Выбрать главу

«Имперская свинья с хрюком поднялась из вековой лужи и принялась равнодушно пожирать собственных поросят, не разбираясь особо, какие из них кошерные, а какие – не очень» («Женщины Лазаря»).

Вейз мир, кошерное порося! Я таки знал, что этот шлемазл Моисей морочит нам голову… Впрочем, доверимся Степновой – не он один:

«У каждой под дешёвым хэбэшным лифчиком билось нежное преданное сердце русской женщины, укрытое круглой упругой мышцей» («Хирург»).

А я-то по невежеству своему, считал, что нет под лифчиком мышечной ткани – только соединительная да жировая… Спасибо, Марина Львовна, вразумили. Непременно доложу о вашем открытии Нобелевскому комитету. Впрочем, докладывать придётся не только об этом. Оказывается, в 1918 году ещё существовала дагеротипия. И Reichsheer в упомянутом году стоял на подступах к Москве. И женские половые гормоны были известны в 1905-м, за два десятка лет до Аллена и Дойси. И сухой закон в СССР отменили не 26 августа 1923 года, а лишь в конце 1924-го…

Словом, с матчастью у Степновой постоянные нелады. Разумеется, дьявол в деталях. Но это всего лишь детали, не более. Может, переменим материю да потолкуем о высоком?

ALSO SPRACH BELINKOW

«Скверный текст не станет лучше, даже если снабдить его всеми титулами и премиями мира». ( М. Степнова,  из интервью газете «Литературная Россия»)

Отправным пунктом для дальнейших экзерсисов служит аксиома известного русского литературоведа А. Белинкова: «Великий писатель создаёт идеи. Особенностью обычных хороших писателей является то, что они умеют создавать иллюзию весьма оригинальной мысли, в то время как на самом деле они умеют создавать лишь весьма оригинальные фразы».

Беда в том, что у Степновой хронический дефицит оригинальных мыслей. Оригинальные фразы… но давайте по порядку. То есть об идеях. Однако множественное число здесь вряд ли уместно.
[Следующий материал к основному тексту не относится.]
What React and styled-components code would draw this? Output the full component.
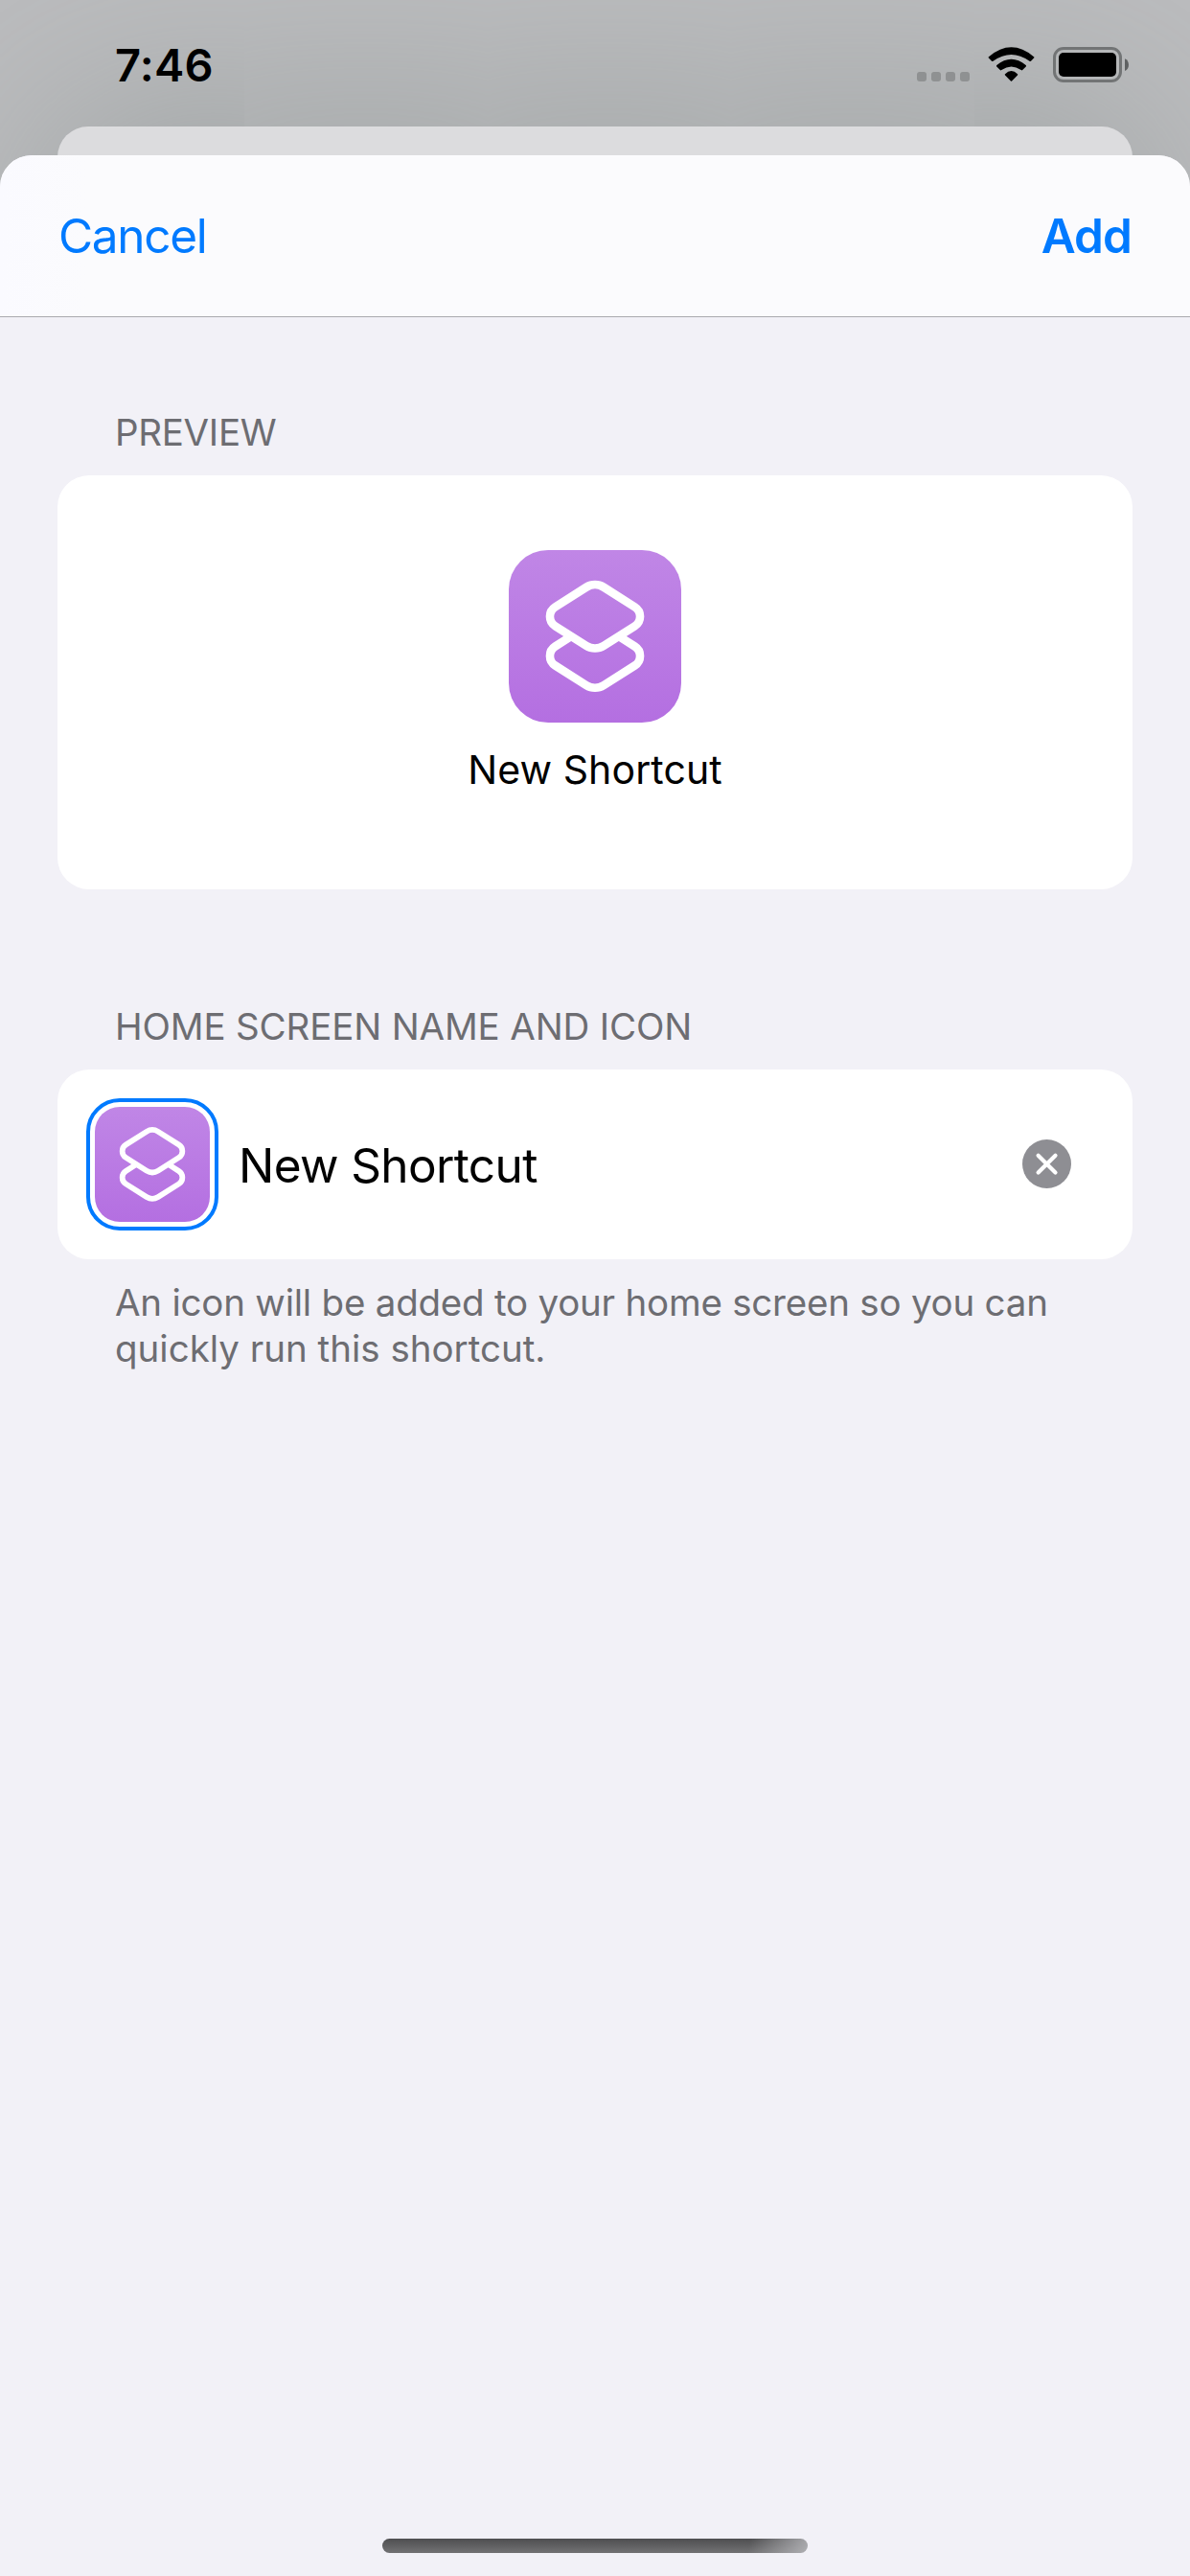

Строго говоря, единственную внятную мысль М.С. сформулировала в дебютной книжке. Пластический хирург дерзнул создать совершенное лицо, но в результате кройки и шитья на свет явился монстр с убийственной (в прямом смысле) улыбкой. Мораль – грешно скальпелем подправлять Творца – была высказана с колокольным апломбом первооткрывателя. Будто не знал читатель ни «Франкенштейна», ни «Острова доктора Моро», ни «Собачьего сердца». Явную смысловую нищету следовало хоть как-то компенсировать – и к врачебной ошибке на живую нитку пришили историю Хасана ибн Саббаха, основателя секты ассасинов. Намёки тонкие на то, чего не ведает никто, – приём старый, но безотказный. Курицын аплодировал.

С большекнижными «Женщинами Лазаря» вышло и того хуже. Степнова покусилась на семейную сагу с монументальным историческим фоном, однако с затеей не совладала и выдала на-гора 400-страничный свод банальностей: чем больше женщину мы любим, тем меньше денег в кошельке; старый хрен лучше новых двух; каждый имеет право на лево, – и далее по словарю русских антипословиц. Прилепину удалось рассмотреть в этом нагромождении трюизмов портрет эпохи, Курицыну – противостояние семьи и призвания и т.д. Что весьма симптоматично: текст, бессмысленный, как кляксы Роршаха, допускал неограниченное число интерпретаций.

Что до малой степновской прозы, то она соткана из насквозь пропылённой и пронафталиненной скуки. В финале каждого рассказа героиня отправляется в небытие с чувством несказанного облегчения: да ну её на фиг, такую жизнь…

Вот, собственно, и все авторские посылы. А теперь, как обещал, – об оригинальных фразах.

ЧУЧЕЛО КРАСОТЫ

«Каждая фраза имеет своё первоначальное звучание, свой ритм. Надо его услышать – и просто вычеркнуть лишнее». ( М. Степнова,  из интервью журналу «Шо»)

Тут опять-таки не обойтись без Прилепина: «Это прекрасная проза… Не подумайте, кстати, что проза Степновой – это эдакое трепетное девичье рукоделие, – с той ловкостью, с которой она пишет, можно с равным успехом и ребёнка пеленать, и разбирать оружие. Лексика мускулистая, экспрессивная, автор может запросто запустить матерка».

Насчёт матерка – абсолютно точное наблюдение. Насчёт детей и оружия… хм… Сейчас выясним.

Вообще Степнова изначально была обречена на извитие словес, поскольку это традиционный декор для смысловой пустоты. Ближайшие стилистические аналоги здесь – Элтанг и Славникова: та же эмфатическая вычурность, те же мертворождённые тропы. И тот же неподражаемый комизм в итоге.